If you hold your ETH in a wallet there is absolutely nothing you need to do with it. The funds can stay put in your wallet. Same goes for holding any ETH on an exchange. Wherever it is being held is safe.
Is There Anything That Can Go Wrong During The Merge?
While the developers that build Ethereum are confident that The Merge will go smoothly and there will be no impact on Ethereum, let’s look at some things that could go wrong.
According to the Ethereum website, there may be scammers around this time claiming they can upgrade your ETH to ETH 2.0 if you send it to them. Do not fall for this scam. Like stated above, there is nothing that you have to do during this time with your ETH. You don’t have to send it anywhere.

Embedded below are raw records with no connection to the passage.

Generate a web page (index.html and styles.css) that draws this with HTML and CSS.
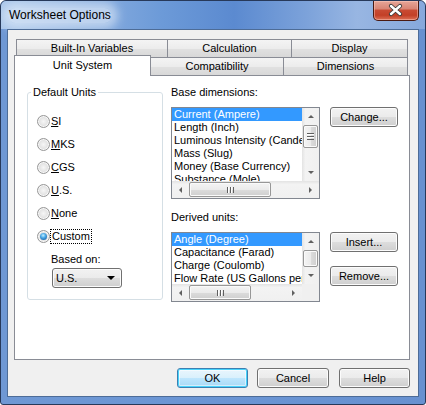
FILE: index.html
```html
<!DOCTYPE html>
<html>
<head>
<meta charset="utf-8">
<link rel="stylesheet" href="styles.css">
</head>
<body>
<div class="window">
  <div class="titlebar">
    <span class="title">Worksheet Options</span>
    <div class="close">
      <svg width="44" height="18" viewBox="0 0 44 18">
        <path d="M17 5 L26 13 M26 5 L17 13" stroke="#3a3a3a" stroke-width="4.2" stroke-linecap="round" fill="none"/>
        <path d="M17 5 L26 13 M26 5 L17 13" stroke="#ffffff" stroke-width="2.4" stroke-linecap="round" fill="none"/>
      </svg>
    </div>
  </div>
  <div class="client">
    <div class="tabs">
      <div class="tabrow back">
        <div class="tab t-builtin">Built-In Variables</div>
        <div class="tab t-calc">Calculation</div>
        <div class="tab t-display">Display</div>
      </div>
      <div class="tabrow front">
        <div class="tab sel">Unit System</div>
        <div class="tab t-compat">Compatibility</div>
        <div class="tab t-dims">Dimensions</div>
      </div>
    </div>
    <div class="panel">
      <fieldset class="group">
        <legend>Default Units</legend>
        <div class="radio-row"><span class="radio"></span><span class="rlabel"><u>S</u>I</span></div>
        <div class="radio-row"><span class="radio"></span><span class="rlabel"><u>M</u>KS</span></div>
        <div class="radio-row"><span class="radio"></span><span class="rlabel"><u>C</u>GS</span></div>
        <div class="radio-row"><span class="radio"></span><span class="rlabel"><u>U</u>.S.</span></div>
        <div class="radio-row"><span class="radio"></span><span class="rlabel"><u>N</u>one</span></div>
        <div class="radio-row"><span class="radio checked"></span><span class="rlabel focus">Custom</span></div>
        <div class="based">Based on:</div>
        <div class="select"><span class="sel-text">U.S.</span><span class="caret"></span></div>
      </fieldset>
      <div class="right">
        <div class="section">
          <div class="listcol">
            <div class="caption">Base dimensions:</div>
            <div class="listbox base">
              <div class="items">
                <div class="item selected">Current (Ampere)</div>
                <div class="item">Length (Inch)</div>
                <div class="item">Luminous Intensity (Candela)</div>
                <div class="item">Mass (Slug)</div>
                <div class="item">Money (Base Currency)</div>
                <div class="item">Substance (Mole)</div>
                <div class="item">Temperature (Fahrenheit)</div>
              </div>
              <div class="vscroll">
                <div class="arr up"></div>
                <div class="vtrack"><div class="vthumb"><span class="vgrip"></span></div></div>
                <div class="arr down"></div>
              </div>
              <div class="hscroll full">
                <div class="arr left"></div>
                <div class="htrack"><div class="hthumb"><span class="hgrip"></span></div></div>
                <div class="arr right"></div>
              </div>
            </div>
          </div>
          <div class="btncol">
            <div class="btn">Change...</div>
          </div>
        </div>
        <div class="section second">
          <div class="listcol">
            <div class="caption">Derived units:</div>
            <div class="listbox derived">
              <div class="items">
                <div class="item selected">Angle (Degree)</div>
                <div class="item">Capacitance (Farad)</div>
                <div class="item">Charge (Coulomb)</div>
                <div class="item">Flow Rate (US Gallons per Minute)</div>
                <div class="item">Force (Pound)</div>
              </div>
              <div class="vscroll">
                <div class="arr up"></div>
                <div class="vtrack"><div class="vthumb short"></div></div>
                <div class="arr down"></div>
              </div>
              <div class="hscroll">
                <div class="arr left"></div>
                <div class="htrack"><div class="hthumb narrow"><span class="hgrip"></span></div></div>
                <div class="arr right"></div>
              </div>
              <div class="corner"></div>
            </div>
          </div>
          <div class="btncol">
            <div class="btn">Insert...</div>
            <div class="btn gap">Remove...</div>
          </div>
        </div>
      </div>
    </div>
    <div class="footer">
      <div class="btn fbtn default">OK</div>
      <div class="btn fbtn cancel">Cancel</div>
      <div class="btn fbtn">Help</div>
    </div>
  </div>
</div>
</body>
</html>
```

FILE: styles.css
```css
* { box-sizing: border-box; }
html, body { margin: 0; padding: 0; background: #ffffff; }
body {
  font-family: "Liberation Sans", Arial, sans-serif;
  font-size: 11px;
  color: #000;
}
.window {
  width: 426px;
  height: 405px;
  border: 1px solid #27395a;
  border-radius: 6px 6px 3px 3px;
  background: linear-gradient(to right, #6f98d4 0%, #6a95d4 50%, #6891d0 100%);
  padding: 0 6px 7px 6px;
  display: flex;
  flex-direction: column;
  overflow: hidden;
}
.titlebar {
  height: 28px;
  margin: 0 -6px;
  padding: 0 6px 0 7px;
  display: flex;
  align-items: flex-start;
  background: linear-gradient(to right, #a9c6ea 0%, #8cb0e0 18%, #6c9ad8 38%, #5b8ad0 55%, #7ca2da 72%, #98b6e2 84%, #86a8dc 100%);
  border-radius: 5px 5px 0 0;
}
.title {
  margin-top: 7px;
  font-size: 12px;
  line-height: 15px;
  color: #000;
  background: rgba(235, 243, 252, 0.55);
  border-radius: 8px;
  box-shadow: 0 0 10px 6px rgba(235, 243, 252, 0.55);
  padding: 0 1px;
}
.close {
  margin-left: auto;
  margin-right: 0;
  width: 46px;
  height: 20px;
  border: 1px solid #4a1a12;
  border-top: none;
  border-radius: 0 0 5px 5px;
  background: linear-gradient(to bottom, #e7a698 0%, #d98676 40%, #c84a32 50%, #c34027 75%, #dc7055 100%);
  box-shadow: inset 0 0 0 1px rgba(255, 210, 200, 0.45);
}
.close svg { display: block; }
.client {
  flex: 1;
  border: 1px solid #4d6c97;
  background: #f0f0f0;
  padding: 9px 8px 8px 6px;
  display: flex;
  flex-direction: column;
}
.tabs { display: flex; flex-direction: column; }
.tabrow { display: flex; height: 18px; align-items: flex-start; }
.tabrow.back { padding-left: 2px; }
.tab {
  height: 18px;
  border: 1px solid #898c95;
  border-bottom: none;
  background: linear-gradient(to bottom, #f4f4f4 0%, #ececec 50%, #e1e1e1 51%, #d8d8d8 100%);
  text-align: center;
  line-height: 17px;
  white-space: nowrap;
}
.tab + .tab { margin-left: -1px; }
.t-builtin { width: 152px; }
.t-calc { width: 125px; }
.t-display { width: 117px; }
.tab.sel {
  width: 137px;
  height: 21px;
  margin-top: -2px;
  background: #ffffff;
  line-height: 18px;
  position: relative;
  z-index: 2;
}
.t-compat { width: 134px; }
.t-dims { width: 125px; }
.panel {
  height: 285px;
  background: #ffffff;
  border: 1px solid #898c95;
  display: flex;
  align-items: flex-start;
  padding: 10px 0 0 12px;
  gap: 8px;
}
.group {
  margin: 0;
  width: 136px;
  border: 1px solid #d5dfe5;
  border-radius: 3px;
  padding: 11px 0 11px 9px;
  min-inline-size: 0;
}
.group legend {
  padding: 0 2px;
  margin-left: -6px;
  line-height: 13px;
}
.radio-row {
  height: 23px;
  display: flex;
  align-items: center;
}
.radio {
  width: 13px;
  height: 13px;
  border-radius: 50%;
  border: 1px solid #979797;
  background: radial-gradient(circle at 50% 50%, #f6f6f6 0%, #e6e6e6 45%, #d0d0d0 100%);
  box-shadow: inset 0 0 0 1px #f8f8f8;
  display: flex;
  align-items: center;
  justify-content: center;
}
.radio.checked::before {
  content: "";
  width: 7px;
  height: 7px;
  border-radius: 50%;
  background: radial-gradient(circle at 45% 35%, #c2efff 0%, #4aa8e6 40%, #1d62a6 85%, #184f88 100%);
}
.rlabel {
  margin-left: 1px;
  line-height: 13px;
}
.rlabel.focus {
  outline: 1px dotted #000;
  outline-offset: 0;
  padding: 0 1px;
}
.based {
  margin-top: 5px;
  margin-left: 14px;
  line-height: 13px;
}
.select {
  margin-top: 2px;
  margin-left: 15px;
  width: 70px;
  height: 20px;
  border: 1px solid #707070;
  border-radius: 3px;
  background: linear-gradient(to bottom, #f2f2f2 0%, #ebebeb 50%, #dddddd 51%, #cfcfcf 100%);
  box-shadow: inset 0 0 0 1px #fbfbfb;
  display: flex;
  align-items: center;
  padding: 0 6px 0 3px;
}
.sel-text { line-height: 13px; }
.caret {
  margin-left: auto;
  width: 0;
  height: 0;
  border-left: 4px solid transparent;
  border-right: 4px solid transparent;
  border-top: 4px solid #000;
}
.right { display: flex; flex-direction: column; }
.section { display: flex; gap: 10px; }
.section.second { margin-top: 12px; }
.listcol { width: 149px; }
.caption { line-height: 13px; margin-bottom: 8px; }
.listbox {
  border: 1px solid #828790;
  background: #fff;
  display: grid;
  grid-template-columns: 130px 17px;
}
.listbox.base { height: 92px; grid-template-rows: 73px 17px; }
.listbox.derived { height: 70px; grid-template-rows: 51px 17px; }
.items { overflow: hidden; }
.item {
  height: 13px;
  line-height: 13px;
  padding-left: 2px;
  white-space: nowrap;
}
.item.selected { background: #3399ff; color: #fff; }
.vscroll {
  display: flex;
  flex-direction: column;
  background: linear-gradient(to right, #e3e3e3 0%, #f3f3f3 20%, #f0f0f0 100%);
}
.hscroll {
  display: flex;
  background: linear-gradient(to bottom, #e3e3e3 0%, #f3f3f3 20%, #f0f0f0 100%);
}
.hscroll.full { grid-column: 1 / span 2; }
.corner { background: #f0f0f0; }
.arr {
  width: 17px;
  height: 17px;
  flex: none;
  display: flex;
  align-items: center;
  justify-content: center;
}
.arr::before { content: ""; width: 0; height: 0; }
.arr.up::before { border-left: 3px solid transparent; border-right: 3px solid transparent; border-bottom: 3px solid #606060; }
.arr.down::before { border-left: 3px solid transparent; border-right: 3px solid transparent; border-top: 3px solid #606060; }
.arr.left::before { border-top: 3px solid transparent; border-bottom: 3px solid transparent; border-right: 3px solid #606060; }
.arr.right::before { border-top: 3px solid transparent; border-bottom: 3px solid transparent; border-left: 3px solid #606060; }
.vtrack { flex: 1; display: flex; flex-direction: column; }
.htrack { flex: 1; display: flex; }
.vthumb {
  height: 23px;
  margin: 0 1px;
  border: 1px solid #979797;
  border-radius: 2px;
  background: linear-gradient(to right, #f4f4f4 0%, #ebebeb 50%, #dcdcdc 51%, #cfcfcf 100%);
  box-shadow: inset 0 0 0 1px #fafafa;
  display: flex;
  align-items: center;
  justify-content: center;
}
.vthumb.short { height: 17px; }
.hthumb {
  width: 82px;
  margin: 1px 0;
  border: 1px solid #979797;
  border-radius: 2px;
  background: linear-gradient(to bottom, #f4f4f4 0%, #ebebeb 50%, #dcdcdc 51%, #cfcfcf 100%);
  box-shadow: inset 0 0 0 1px #fafafa;
  display: flex;
  align-items: center;
  justify-content: center;
}
.hthumb.narrow { width: 62px; }
.vgrip {
  width: 7px;
  height: 7px;
  background: repeating-linear-gradient(to bottom, #5f5f5f 0px, #5f5f5f 1px, #ffffff 1px, #ffffff 2px, transparent 2px, transparent 3px);
}
.hgrip {
  width: 7px;
  height: 6px;
  background: repeating-linear-gradient(to right, #5f5f5f 0px, #5f5f5f 1px, #ffffff 1px, #ffffff 2px, transparent 2px, transparent 3px);
}
.btncol { display: flex; flex-direction: column; padding-top: 21px; }
.btn {
  width: 68px;
  height: 20px;
  border: 1px solid #707070;
  border-radius: 3px;
  background: linear-gradient(to bottom, #f2f2f2 0%, #ebebeb 50%, #dddddd 51%, #cfcfcf 100%);
  box-shadow: inset 0 0 0 1px #fcfcfc;
  text-align: center;
  line-height: 18px;
  white-space: nowrap;
}
.btn.gap { margin-top: 14px; }
.footer {
  margin-top: 8px;
  display: flex;
  justify-content: flex-end;
}
.fbtn { width: 71px; }
.fbtn.cancel { width: 72px; margin-left: 9px; margin-right: 10px; }
.fbtn.default {
  border-color: #3c7fb1;
  background: linear-gradient(to bottom, #eaf6fd 0%, #d9f0fc 50%, #bee6fd 51%, #a7d9f5 100%);
  box-shadow: inset 0 0 0 1px #48d3fb, inset 0 0 0 2px rgba(255,255,255,0.5);
}
```
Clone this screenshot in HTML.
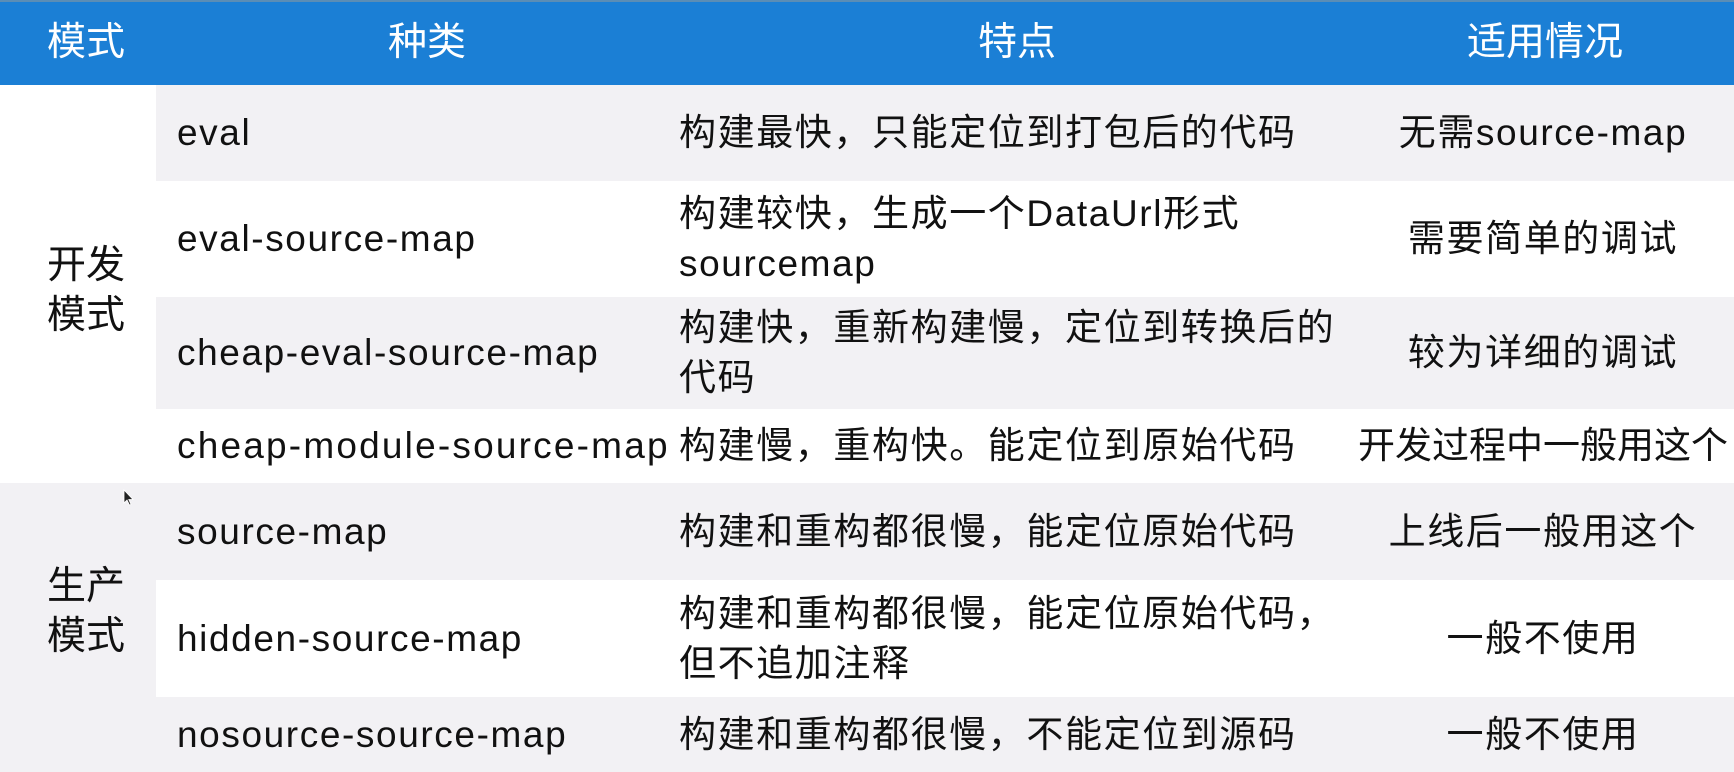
<!DOCTYPE html>
<html><head><meta charset="utf-8"><style>
*{margin:0;padding:0;box-sizing:border-box}
body{width:1734px;height:772px;overflow:hidden;background:#fff;position:relative;font-family:"Liberation Sans","Noto Sans CJK SC",sans-serif;color:#111}
.hd{position:absolute;left:0;top:0;width:1734px;height:85px;background:#1b7fd5;border-top:2px solid #5b8db5}
.h{position:absolute;top:0;height:85px;line-height:85px;color:#fff;font-size:39px;letter-spacing:0px;transform:translateX(-50%);white-space:nowrap}
.g{position:absolute;background:#f2f1f4}
.c{position:absolute;display:flex;align-items:center;font-size:37px;letter-spacing:1.6px;line-height:50px;white-space:nowrap}
.cc{justify-content:center}
.m{position:absolute;left:0;width:172px;display:flex;align-items:center;justify-content:center;font-size:39px;line-height:50px;text-align:center}
</style></head><body>
<div class="hd"></div>
<div class="h" style="left:86px">模式</div>
<div class="h" style="left:427px">种类</div>
<div class="h" style="left:1017px">特点</div>
<div class="h" style="left:1545px">适用情况</div>

<div class="g" style="left:156px;top:85px;width:1578px;height:96px"></div>
<div class="g" style="left:156px;top:297px;width:1578px;height:112px"></div>
<div class="g" style="left:0;top:483px;width:1734px;height:97px"></div>
<div class="g" style="left:0;top:580px;width:156px;height:117px"></div>
<div class="g" style="left:0;top:697px;width:1734px;height:75px"></div>

<div class="m" style="top:177px;height:228px">开发<br>模式</div>
<div class="m" style="top:553px;height:117px">生产<br>模式</div>

<div class="c" style="left:177px;top:85px;height:96px">eval</div>
<div class="c" style="left:679px;top:85px;height:96px">构建最快，只能定位到打包后的代码</div>
<div class="c cc" style="left:1352px;width:382px;top:85px;height:96px">无需source-map</div>

<div class="c" style="left:177px;top:181px;height:116px">eval-source-map</div>
<div class="c" style="left:679px;top:181px;height:116px">构建较快，生成一个DataUrl形式<br>sourcemap</div>
<div class="c cc" style="left:1352px;width:382px;top:181px;height:116px">需要简单的调试</div>

<div class="c" style="left:177px;top:297px;height:112px">cheap-eval-source-map</div>
<div class="c" style="left:679px;top:297px;height:112px">构建快，重新构建慢，定位到转换后的<br>代码</div>
<div class="c cc" style="left:1352px;width:382px;top:297px;height:112px">较为详细的调试</div>

<div class="c" style="left:177px;top:409px;height:74px;letter-spacing:2.2px">cheap-module-source-map</div>
<div class="c" style="left:679px;top:409px;height:74px">构建慢，重构快。能定位到原始代码</div>
<div class="c cc" style="left:1352px;width:382px;top:409px;height:74px;letter-spacing:0px">开发过程中一般用这个</div>

<div class="c" style="left:177px;top:483px;height:97px">source-map</div>
<div class="c" style="left:679px;top:483px;height:97px">构建和重构都很慢，能定位原始代码</div>
<div class="c cc" style="left:1352px;width:382px;top:483px;height:97px">上线后一般用这个</div>

<div class="c" style="left:177px;top:580px;height:117px">hidden-source-map</div>
<div class="c" style="left:679px;top:580px;height:117px">构建和重构都很慢，能定位原始代码，<br>但不追加注释</div>
<div class="c cc" style="left:1352px;width:382px;top:580px;height:117px">一般不使用</div>

<div class="c" style="left:177px;top:697px;height:75px">nosource-source-map</div>
<div class="c" style="left:679px;top:697px;height:75px">构建和重构都很慢，不能定位到源码</div>
<div class="c cc" style="left:1352px;width:382px;top:697px;height:75px">一般不使用</div>

<svg style="position:absolute;left:123px;top:489px" width="12" height="18" viewBox="0 0 12 18"><path d="M1 1 L1 14 L4 11 L6.5 16 L8 15.3 L5.8 10.5 L10 10.5 Z" fill="#222" stroke="#fff" stroke-width="0.8"/></svg>
</body></html>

It is possible that there could be a fork of Ethereum. A fork is a split into a different blockchain. In this case, there is a group of people who want Ethereum the same as it is now with proof of work. This newly forked blockchain and the newly upgraded Ethereum will have the exact same history creating copies of certain assets like NFTs.
This can lead to something called a replay attack. Here a hacker would sell one of the copies of an NFT from the forked chain, but also create the same exact transaction on the new Ethereum chain making it look like they are now the new owner of the NFT.
However, due to methods like chaining certain IDs, this is unlikely to happen.
The Merge is a software upgrade for Ethereum. The main purpose is to merge the Ethereum network with the new Beacon Chain, which will switch Ethereum from using proof of work to using proof of stake as a consensus method.
There are a few benefits to the upgrade, including increasing the rate of transactions, and allowing Ethereum to use far less energy with its new proof of stake consensus method.
During Ethereum’s Merge, there is nothing that you have to do. You don’t have to mess with any of the funds in your wallet or on any exchanges. In fact, you probably won’t even know it’s happening.
There is most likely nothing that will go wrong during The Merge. The worst things will most likely be the numerous scams going around. Don’t give your ETH to anyone who says they are going to upgrade it.